Distance learning is cheaper than contact-based learning, has the potential to reach more students and can “slot” into working adult’s lives and so it is potentially part of the answer to our growing skills crisis. In addition, it provides students with flexibility of subject choices which are not always offered in traditional learning structures Distance and online learning is currently under-utilized for adult skills development in South Africa. Which strategies we use to improve a distance or online learning offering for adults in South Africa?
- Improving the offering of UNISA: UNISA is the largest university in South Africa, but the learner experience at the institution is not always ideal. UNISA should scrap courses which are not useful, take advantage of modern e-learning methodologies and offer more short-term, skills based courses. A degree obtained through a distance learning institution may never be as through as a traditional degree, but there is far less prejudice around skills-based further education.
- Use flipped classroom methodology to decrease the amount of class-room time to teach technical skills. Some things (like plumbing) require practical experience. Nevertheless, a flipped classroom technique can decrease the amount of (expensive) classroom time required.

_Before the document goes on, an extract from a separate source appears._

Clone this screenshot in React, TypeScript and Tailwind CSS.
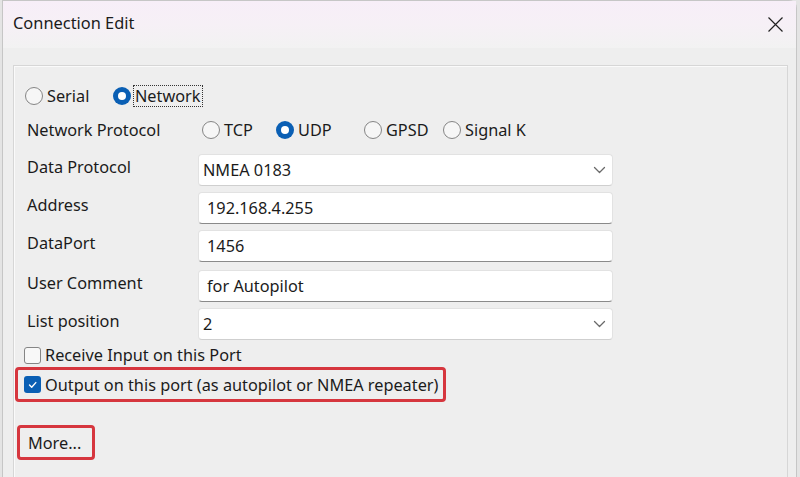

- Teach some skills online: Ensure that there is broad access to online skills development opportunities. Skills such as coding and web development are easy to learn online. Quantitative skills and language skills could both be taught online.
The popularity of forums such as Code Academy or the Open University in the United Kingdom show us that there is a scope for mass, web-based learning. We need to find a way to leverage these kinds of opportunities for South Africa.